(EXERCISE PROMPT):
Copy out each line below that has the word "React" in it.

— Begin —

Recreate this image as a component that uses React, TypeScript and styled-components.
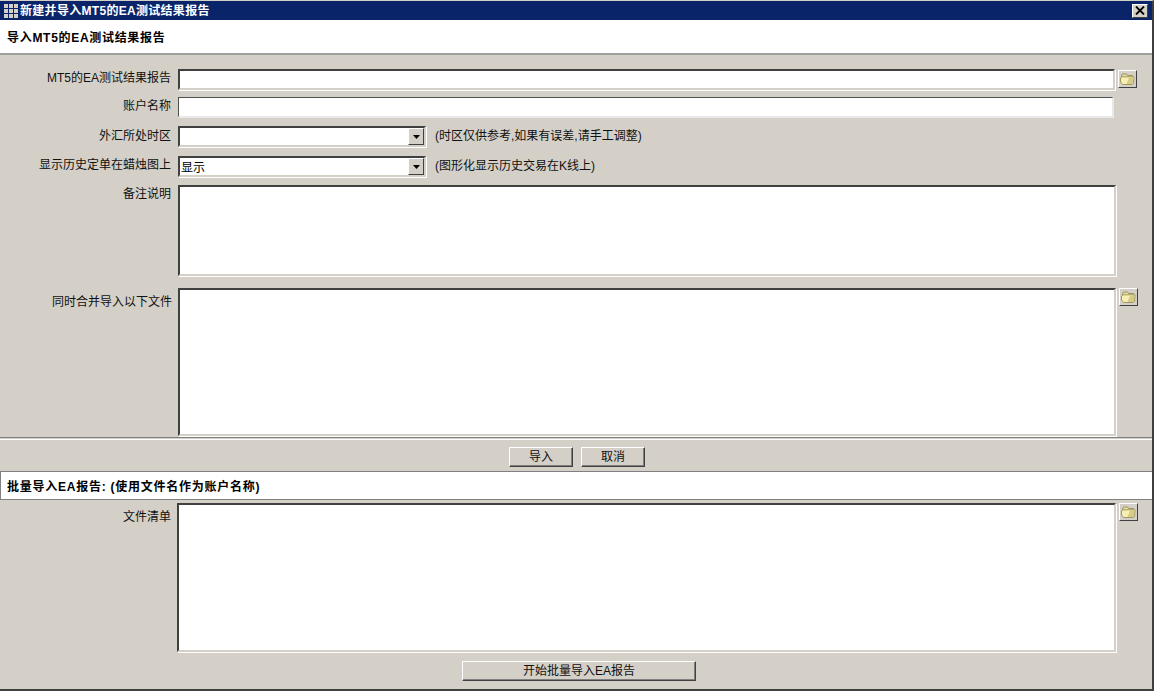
import React from "react";
import styled, { createGlobalStyle } from "styled-components";

const Global = createGlobalStyle`
  html, body { margin: 0; padding: 0; background: #fff; }
  body { font-family: "Liberation Sans", "Noto Sans CJK SC", sans-serif; font-size: 12px; color: #000; }
  * { box-sizing: border-box; }
`;

const Window = styled.div`
  width: 1154px;
  height: 691px;
  background: #d4d0c8;
  border-right: 2px solid #404040;
  border-bottom: 2px solid #404040;
  border-top: 1px solid #d4d0c8;
  display: flex;
  flex-direction: column;
  overflow: hidden;
`;

const TitleBar = styled.div`
  height: 19px;
  background: #0a246a;
  color: #fff;
  font-weight: 700;
  display: flex;
  align-items: center;
  padding: 0 4px 0 2px;
  gap: 1px;
  flex: none;
  line-height: 19px;
`;

const TitleText = styled.span`
  flex: 1;
  padding-top: 2px;
  letter-spacing: 0.3px;
`;

const CloseBox = styled.div`
  width: 16px;
  height: 14px;
  background: #d4d0c8;
  border: 1px solid;
  border-color: #fff #404040 #404040 #fff;
  display: flex;
  align-items: center;
  justify-content: center;
`;

const Banner = styled.div<{ $height: number; $spacing: number }>`
  height: ${(p) => p.$height}px;
  background: #fff;
  font-weight: 700;
  display: flex;
  align-items: center;
  padding-left: 7px;
  letter-spacing: ${(p) => p.$spacing}px;
  flex: none;
`;

const HeadBanner = styled(Banner)`
  border-bottom: 2px solid #a0a0a0;
`;

const BatchBanner = styled(Banner)`
  border-left: 1px solid #808080;
  border-top: 1px solid #808080;
  border-bottom: 1px solid #808080;
  padding-left: 6px;
  margin-top: 4px;
`;

const Row = styled.div<{ $height: number; $top: number }>`
  display: flex;
  height: ${(p) => p.$height}px;
  margin-top: ${(p) => p.$top}px;
  flex: none;
`;

const Label = styled.label<{ $offset?: number; $width?: number; $right?: number }>`
  width: ${(p) => p.$width ?? 178}px;
  flex: none;
  padding-right: ${(p) => p.$right ?? 7}px;
  padding-top: ${(p) => p.$offset ?? 0}px;
  text-align: right;
  color: #111;
  line-height: 18px;
  white-space: nowrap;
`;

const Sunken = styled.div<{ $width: number }>`
  width: ${(p) => p.$width}px;
  height: 100%;
  background: #fff;
  border: 2px solid;
  border-color: #404040 #d4d0c8 #d4d0c8 #404040;
  box-shadow: 1px 1px 0 #fff;
  flex: none;
`;

const PlainInput = styled(Sunken)`
  border-width: 1px;
  border-color: #505050 #e8e8e8 #e8e8e8 #505050;
  box-shadow: 1px 1px 0 #e8e8e8;
`;

const SelectBox = styled(Sunken)`
  display: flex;
  align-items: stretch;
  justify-content: space-between;
  line-height: 20px;
  padding-left: 1px;
`;

const SelectArrow = styled.div`
  width: 16px;
  background: #d4d0c8;
  border: 1px solid;
  border-color: #fff #404040 #404040 #fff;
  display: flex;
  align-items: center;
  justify-content: center;
`;

const Hint = styled.span`
  margin-left: 9px;
  color: #111;
  line-height: 21px;
  white-space: nowrap;
`;

const IconButton = styled.div<{ $top: number }>`
  width: 19px;
  height: 18px;
  margin-left: 3px;
  margin-top: ${(p) => p.$top}px;
  background: #d4d0c8;
  border: 1px solid;
  border-color: #fff #404040 #404040 #fff;
  display: flex;
  align-items: center;
  justify-content: center;
  flex: none;
`;

const Divider = styled.div`
  height: 3px;
  margin-top: 1px;
  border-top: 1px solid #808080;
  border-bottom: 1px solid #fff;
  flex: none;
`;

const ButtonRow = styled.div<{ $top: number; $shift: number }>`
  display: flex;
  justify-content: center;
  gap: 8px;
  margin-top: ${(p) => p.$top}px;
  padding-left: ${(p) => p.$shift}px;
  flex: none;
`;

const PushButton = styled.button<{ $width: number }>`
  width: ${(p) => p.$width}px;
  height: 20px;
  padding: 0;
  background: #d4d0c8;
  border: 1px solid;
  border-color: #fff #404040 #404040 #fff;
  box-shadow: inset -1px -1px 0 #808080;
  font: inherit;
  color: #111;
  line-height: 18px;
`;

const Folder = () => (
  <svg width="15" height="12" viewBox="0 0 15 12">
    <path d="M1.5 3 L2.5 1 H6.5 L7.5 2.5 H12.5 V5 H1.5 Z" fill="#e9e0a0" stroke="#9a9260" />
    <path d="M0.5 5 L2 3.8 H14 L13.5 10.5 L12 11.5 H2.5 L0.5 9 Z" fill="#f6efb4" stroke="#a09860" />
    <path d="M9 4.5 H13.5 L13 10.5 L12 11 H6.5 Z" fill="#d6cc88" />
  </svg>
);

const GridIcon = () => (
  <svg width="17" height="15" viewBox="0 0 17 15">
    <rect width="17" height="15" fill="#0a246a" />
    {[2, 7, 12].map((x) =>
      [1, 6, 11].map((y) => <rect key={`${x}-${y}`} x={x} y={y} width="4" height="4" fill="#d4d0c8" />)
    )}
  </svg>
);

const Arrow = () => (
  <svg width="7" height="4" viewBox="0 0 7 4">
    <path d="M0 0 H7 L3.5 4 Z" fill="#000" />
  </svg>
);

const CloseIcon = () => (
  <svg width="10" height="9" viewBox="0 0 10 9">
    <path d="M1 0.5 L9 8.5 M9 0.5 L1 8.5" stroke="#000" strokeWidth="1.8" />
  </svg>
);

export default function App() {
  return (
    <>
      <Global />
      <Window>
        <TitleBar>
          <GridIcon />
          <TitleText>新建并导入MT5的EA测试结果报告</TitleText>
          <CloseBox>
            <CloseIcon />
          </CloseBox>
        </TitleBar>
        <HeadBanner $height={35} $spacing={0.7}>导入MT5的EA测试结果报告</HeadBanner>

        <Row $height={21} $top={14}>
          <Label>MT5的EA测试结果报告</Label>
          <Sunken $width={937} />
          <IconButton $top={1}>
            <Folder />
          </IconButton>
        </Row>
        <Row $height={20} $top={7}>
          <Label>账户名称</Label>
          <PlainInput $width={935} />
        </Row>
        <Row $height={21} $top={9}>
          <Label $offset={1}>外汇所处时区</Label>
          <SelectBox $width={248}>
            <span />
            <SelectArrow>
              <Arrow />
            </SelectArrow>
          </SelectBox>
          <Hint>(时区仅供参考,如果有误差,请手工调整)</Hint>
        </Row>
        <Row $height={21} $top={9}>
          <Label>显示历史定单在蜡烛图上</Label>
          <SelectBox $width={248}>
            <span>显示</span>
            <SelectArrow>
              <Arrow />
            </SelectArrow>
          </SelectBox>
          <Hint>(图形化显示历史交易在K线上)</Hint>
        </Row>
        <Row $height={91} $top={8}>
          <Label>备注说明</Label>
          <Sunken $width={938} />
        </Row>
        <Row $height={148} $top={12}>
          <Label $offset={5} $right={6}>同时合并导入以下文件</Label>
          <Sunken $width={938} />
          <IconButton $top={0}>
            <Folder />
          </IconButton>
        </Row>
        <Divider />
        <ButtonRow $top={7} $shift={2}>
          <PushButton $width={64}>导入</PushButton>
          <PushButton $width={64}>取消</PushButton>
        </ButtonRow>
        <BatchBanner $height={29} $spacing={0.75}>批量导入EA报告: (使用文件名作为账户名称)</BatchBanner>
        <Row $height={149} $top={3}>
          <Label $offset={5} $width={177} $right={6}>文件清单</Label>
          <Sunken $width={939} />
          <IconButton $top={0}>
            <Folder />
          </IconButton>
        </Row>
        <ButtonRow $top={9} $shift={6}>
          <PushButton $width={234}>开始批量导入EA报告</PushButton>
        </ButtonRow>
      </Window>
    </>
  );
}
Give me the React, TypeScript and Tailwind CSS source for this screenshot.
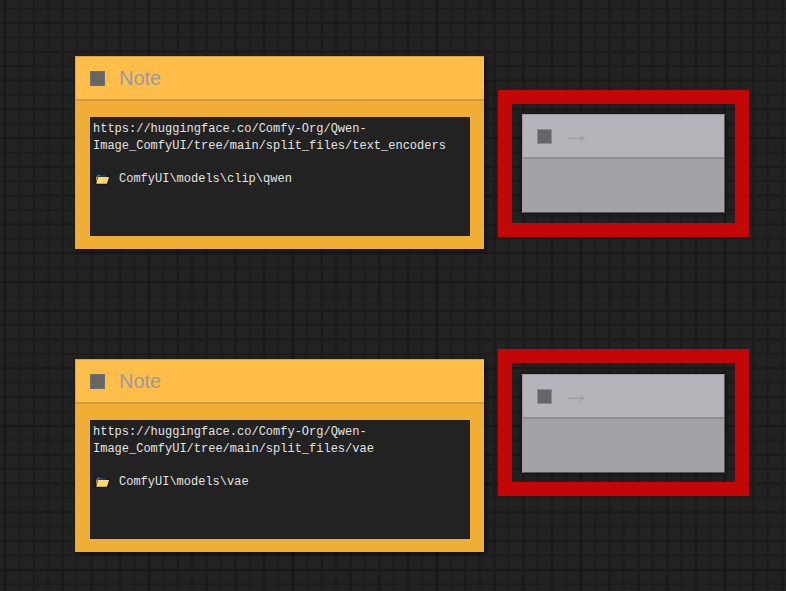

— End —

(THE COMPLETED TASK):
Recreate this image as a component that uses React, TypeScript and styled-components.
import React from "react";
Give me the React, TypeScript and Tailwind CSS source for this screenshot.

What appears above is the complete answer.